Cloud offers an appealing “pay only for what you use” that makes it hard to resist. Paying on a per-usage hour basis sounds like a good deal, until you realize that your site is pretty much “always on” because of bots, miscreants, and users. In other words, you’re paying for 24x7x365 usage, baby, and that’s going to add up. Ironically, the answer to this problem is … cloud.

Don and I occasionally discuss how much longer we should actually run applications on our own hardware. After all, the applications we’re running are generally pretty light-weight, and only see real usage by “users” about 12-20 hours a week. Yeah, a week. Given that Amazon AWS pricing per hour runs at or below the cost of electricity per kWh necessary to power the hardware, it seems on the surface that it would be cheaper – even when including data transfer costs – to just pack up the servers and deploy those couple of applications “in the cloud.”

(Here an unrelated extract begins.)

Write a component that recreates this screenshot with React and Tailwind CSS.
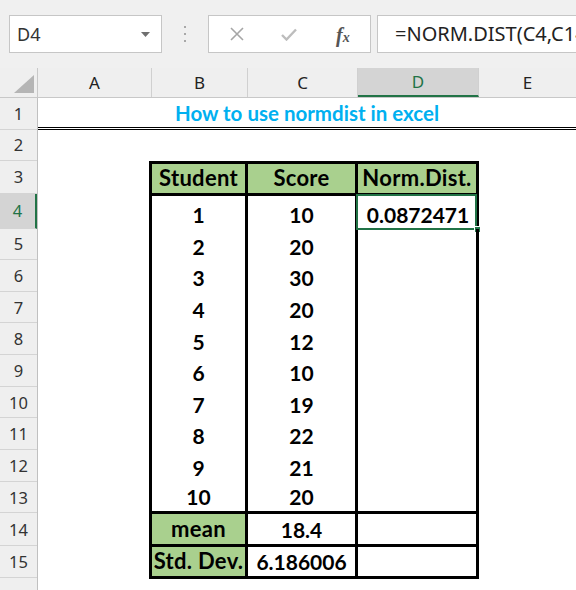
const COLS = [
  { l: "A", cls: "w-[114px]" },
  { l: "B", cls: "w-[96px]" },
  { l: "C", cls: "w-[110px]" },
  { l: "D", cls: "w-[121px] bg-[#d4d4d4] text-[#217346] border-b-2 border-b-[#217346]" },
];

const ROW_HEADS = [
  { n: 1, cls: "h-[31.5px]" },
  { n: 2, cls: "h-[31.5px]" },
  { n: 3, cls: "h-[32.5px]" },
  { n: 4, cls: "h-[35px] bg-[#d4d4d4] text-[#217346] border-r-2 border-r-[#217346]" },
  { n: 5, cls: "h-[31.65px]" },
  { n: 6, cls: "h-[31.65px]" },
  { n: 7, cls: "h-[31.65px]" },
  { n: 8, cls: "h-[31.65px]" },
  { n: 9, cls: "h-[31.65px]" },
  { n: 10, cls: "h-[31.65px]" },
  { n: 11, cls: "h-[31.65px]" },
  { n: 12, cls: "h-[31.65px]" },
  { n: 13, cls: "h-[31.65px]" },
  { n: 14, cls: "h-[32.5px]" },
  { n: 15, cls: "h-[32.5px]" },
];

const STUDENTS = [
  { h: "h-[33px]", s: "1", v: "10" },
  { h: "h-[31.65px]", s: "2", v: "20" },
  { h: "h-[31.65px]", s: "3", v: "30" },
  { h: "h-[31.65px]", s: "4", v: "20" },
  { h: "h-[31.65px]", s: "5", v: "12" },
  { h: "h-[31.65px]", s: "6", v: "10" },
  { h: "h-[31.65px]", s: "7", v: "19" },
  { h: "h-[31.65px]", s: "8", v: "22" },
  { h: "h-[31.65px]", s: "9", v: "21" },
  { h: "h-[31.65px] border-b-[3px] pb-[3px]", s: "10", v: "20" },
];

const cell = "flex items-end justify-center pb-[4px] border-r-[3px] border-black leading-none";
// labels in the table are a touch wider than the digits
const label = "text-[22px] tracking-[0.3px]";

function Toolbar() {
  return (
    <div className="flex h-[68px] items-start bg-[#f0f0f0] pl-[9px] pt-[15px] font-['Noto_Sans']">
      <div className="flex h-[38px] w-[153px] items-center justify-between border border-[#c6c6c6] bg-white pl-[7px] pr-[11px]">
        <span className="text-[18px] text-[#333]">D4</span>
        <svg width="9" height="5" viewBox="0 0 9 5">
          <path d="M0 0h9L4.5 5z" fill="#6f6f6f" />
        </svg>
      </div>
      <div className="flex h-[38px] w-[46px] flex-col items-center justify-center gap-[5px]">
        <span className="h-[2px] w-[2px] bg-[#a8a8a8]" />
        <span className="h-[2px] w-[2px] bg-[#a8a8a8]" />
        <span className="h-[2px] w-[2px] bg-[#a8a8a8]" />
      </div>
      <div className="relative h-[38px] w-[163px] border border-[#c6c6c6] bg-white">
        <svg className="absolute left-[21px] top-[11px]" width="14" height="14" viewBox="0 0 14 14">
          <path d="M1 1l12 12M13 1L1 13" stroke="#a6a6a6" strokeWidth="1.6" />
        </svg>
        <svg className="absolute left-[72px] top-[12px]" width="16" height="13" viewBox="0 0 16 13">
          <path d="M1 7l4.5 4.5L15 1.5" stroke="#bdbdbd" strokeWidth="2.4" fill="none" />
        </svg>
        <span className="absolute left-[127px] top-[4px] font-['Liberation_Serif'] font-bold italic text-[#555]">
          <span className="text-[20px]">f</span>
          <span className="text-[14px]">x</span>
        </span>
      </div>
      <div className="ml-[6px] flex h-[38px] flex-1 items-center overflow-hidden whitespace-nowrap border border-r-0 border-[#c6c6c6] bg-white pl-[17px]">
        <span className="text-[20px] text-[#222]">=NORM.DIST(C4,C14,C15,FALSE)</span>
      </div>
    </div>
  );
}

function ColumnHeader() {
  return (
    <div className="flex h-[30px] border-b border-[#c8c8c8] bg-[#efefef] font-['Noto_Sans'] text-[17px] text-[#222]">
      <div className="flex w-[38px] items-end justify-end border-r border-[#c8c8c8] pb-[4px] pr-[3px]">
        <svg width="20" height="18" viewBox="0 0 20 18">
          <path d="M20 0V18H0z" fill="#b5b5b5" />
        </svg>
      </div>
      {COLS.map((c) => (
        <div key={c.l} className={`flex items-center justify-center border-r border-[#d0d0d0] pt-[1px] ${c.cls}`}>
          {c.l}
        </div>
      ))}
      <div className="flex w-[97px] items-center justify-center pt-[1px]">E</div>
    </div>
  );
}

function RowHeaders() {
  return (
    <div className="flex w-[38px] shrink-0 flex-col border-r border-[#c0c0c0] bg-[#efefef] font-['Noto_Sans'] text-[16.5px] text-[#333]">
      {ROW_HEADS.map((r) => (
        <div key={r.n} className={`flex items-center justify-center border-b border-[#d4d4d4] pt-[2px] ${r.cls}`}>
          {r.n}
        </div>
      ))}
      <div className="flex-1" />
    </div>
  );
}

function DataTable() {
  return (
    <div className="ml-[111px] w-fit border-l-[3px] border-t-[3px] border-black font-['Lato'] text-[21px] font-bold text-black">
      <div className="flex">
        <div className={`${cell} ${label} h-[32px] w-[96px] border-b-[3px] bg-[#a9d08e]`}>Student</div>
        <div className={`${cell} ${label} h-[32px] w-[110px] border-b-[3px] bg-[#a9d08e]`}>Score</div>
        <div className={`${cell} ${label} h-[32px] w-[121px] border-b-[3px] bg-[#a9d08e]`}>Norm.Dist.</div>
      </div>
      {STUDENTS.map((r, i) => (
        <div key={r.s} className="flex">
          <div className={`${cell} w-[96px] ${r.h}`}>{r.s}</div>
          <div className={`${cell} w-[110px] ${r.h}`}>{r.v}</div>
          <div className={`${cell} relative w-[121px] ${r.h}`}>
            {i === 0 && (
              <>
                <span className="pl-[2px]">0.0872471</span>
                <div className="pointer-events-none absolute -left-[2px] -top-[2px] -right-[1px] -bottom-[1px] border-2 border-[#217346]" />
                <div className="absolute -bottom-[4px] -right-[5px] h-[7px] w-[7px] border border-white bg-[#217346]" />
              </>
            )}
          </div>
        </div>
      ))}
      <div className="flex">
        <div className={`${cell} ${label} h-[33px] w-[96px] border-b-[3px] bg-[#a9d08e] pb-[2px]`}>mean</div>
        <div className={`${cell} h-[33px] w-[110px] border-b-[3px] pb-[2px]`}>18.4</div>
        <div className={`${cell} h-[33px] w-[121px] border-b-[3px]`} />
      </div>
      <div className="flex">
        <div className={`${cell} ${label} h-[32.5px] w-[96px] border-b-[3px] bg-[#a9d08e] pb-[2px]`}>Std. Dev.</div>
        <div className={`${cell} h-[32.5px] w-[110px] border-b-[3px] pb-[2px]`}>6.186006</div>
        <div className={`${cell} h-[32.5px] w-[121px] border-b-[3px]`} />
      </div>
    </div>
  );
}

export default function App() {
  return (
    <div className="flex h-[590px] w-[576px] flex-col overflow-hidden bg-white">
      <Toolbar />
      <ColumnHeader />
      <div className="flex flex-1">
        <RowHeaders />
        <div className="flex flex-1 flex-col">
          <div className="flex h-[31.5px] items-center justify-center border-b-[3px] border-double border-black pt-[3px] font-['Lato'] text-[20.5px] font-bold text-[#00b0f0]">
            How to use normdist in excel
          </div>
          <div className="h-[31.5px]" />
          <DataTable />
        </div>
      </div>
    </div>
  );
}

Then I got curious. After all, if I was going to pay only when the system was in use, it behooved me to check first and ensure that usage really was as low as I thought.

image

Imagine my surprise upon logging into my BIG-IP and pulling up the total throughput for the last 24 hours that there is no single period of time in which traffic is not flowing to and from my servers.

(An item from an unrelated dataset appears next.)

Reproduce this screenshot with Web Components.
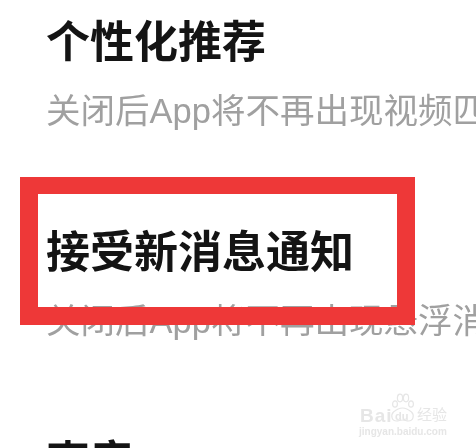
<!DOCTYPE html>
<html lang="zh">
<head>
<meta charset="utf-8">
<style>
  html, body { margin: 0; background: #fff; }
  body { width: 476px; height: 448px; overflow: hidden; position: relative; font-family: "Noto Sans CJK SC", "Liberation Sans", sans-serif; }
</style>
</head>
<body>
<settings-page>
  <setting-item title="个性化推荐" desc="关闭后App将不再出现视频匹"></setting-item>
  <setting-item title="接受新消息通知" desc="关闭后App将不再出现悬浮消"></setting-item>
  <setting-item title="声音"></setting-item>
</settings-page>
<mark-box></mark-box>
<baidu-mark></baidu-mark>
<script>
class SettingsPage extends HTMLElement {
  constructor() {
    super();
    this.attachShadow({ mode: 'open' }).innerHTML = `
    <style>
      :host { display: flex; flex-direction: column; gap: 81px; width: 476px; height: 448px; padding: 7px 0 0 46px; box-sizing: border-box; overflow: hidden; }
    </style>
    <slot></slot>`;
  }
}

class SettingItem extends HTMLElement {
  connectedCallback() {
    this.attachShadow({ mode: 'open' }).innerHTML = `
    <style>
      :host { display: block; flex: none; white-space: nowrap; }
      .t { font-size: 44px; line-height: 64px; font-weight: 700; color: #141414; filter: blur(.4px); }
      .d { font-size: 34.5px; line-height: 50px; margin-top: 15px; color: #a0a0a0; filter: blur(.4px); font-family: "Liberation Sans", "Noto Sans CJK SC", sans-serif; }
    </style>
    <div class="t">${this.getAttribute('title')}</div>
    ${this.hasAttribute('desc') ? `<div class="d">${this.getAttribute('desc')}</div>` : ''}`;
  }
}

class MarkBox extends HTMLElement {
  constructor() {
    super();
    this.attachShadow({ mode: 'open' }).innerHTML = `
    <style>
      :host { position: absolute; left: 20px; top: 177px; width: 395px; height: 148px; box-sizing: border-box; border: solid #ee3838; border-width: 17px 18px 18px; }
    </style>`;
  }
}

class BaiduMark extends HTMLElement {
  constructor() {
    super();
    this.attachShadow({ mode: 'open' }).innerHTML = `
    <style>
      :host { position: absolute; left: 358px; top: 393px; width: 92px; height: 46px; color: #e6e6e6; font-family: "Liberation Sans", "Noto Sans CJK SC", sans-serif; filter: blur(.5px); }
      svg { position: absolute; left: 31px; top: 0; }
      .b { position: absolute; left: 2px; top: 13px; font-size: 19px; line-height: 20px; font-weight: 700; letter-spacing: 1px; }
      .du { position: absolute; left: 37px; top: 17px; font-size: 11px; line-height: 12px; font-weight: 700; }
      .j { position: absolute; left: 59px; top: 13px; font-size: 15px; line-height: 18px; white-space: nowrap; }
      .u { position: absolute; left: 1px; top: 32px; font-size: 10px; line-height: 13px; font-weight: 700; white-space: nowrap; }
    </style>
    <svg width="27" height="30" viewBox="0 0 27 30" fill="none" stroke="#e6e6e6" stroke-width="1.2">
      <ellipse cx="6" cy="11" rx="2.4" ry="3.2"/>
      <ellipse cx="11" cy="5" rx="2.6" ry="3.8"/>
      <ellipse cx="17" cy="5" rx="2.6" ry="3.8"/>
      <ellipse cx="22" cy="11" rx="2.4" ry="3.2"/>
      <path d="M13.500 15c-4 0-6 1.500-9 4-3 3-2 9 3 9 2 0 4-1 6-1s4 1 6 1c5 0 6-6 3-9-3-2.500-5-4-9-4z"/>
    </svg>
    <span class="b">Bai</span>
    <span class="du">du</span>
    <span class="j">经验</span>
    <span class="u">jingyan.baidu.com</span>`;
  }
}

customElements.define('settings-page', SettingsPage);
customElements.define('setting-item', SettingItem);
customElements.define('mark-box', MarkBox);
customElements.define('baidu-mark', BaiduMark);
</script>
</body>
</html>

Granted, the total amount of traffic is negligible, but I don’t recall anything in the AWS (or anyone else’s) pricing guides that set “usage” as X throughput or Y users per hour. If one user, one bot, or one miscreant happens to make a connection to the server in a given one-hour period, I have to pay for the whole hour even if no other users, bots, or miscreants touch the application for the rest of that time period.

Then I thought about the usage patterns of the applications themselves. One of the heavier trafficked ones uses AJAX to update components in real-time as long as the user is logged in. Unfortunately, many users never log out – they just leave the application running in a tab while they’re off doing other things. The updates still happen, every X seconds/minutes, and even though the user isn’t really “using” the application, it’s still running. So between inattentive users, AJAX, bots, spiders, and miscreants there is always someone – or something – using those applications.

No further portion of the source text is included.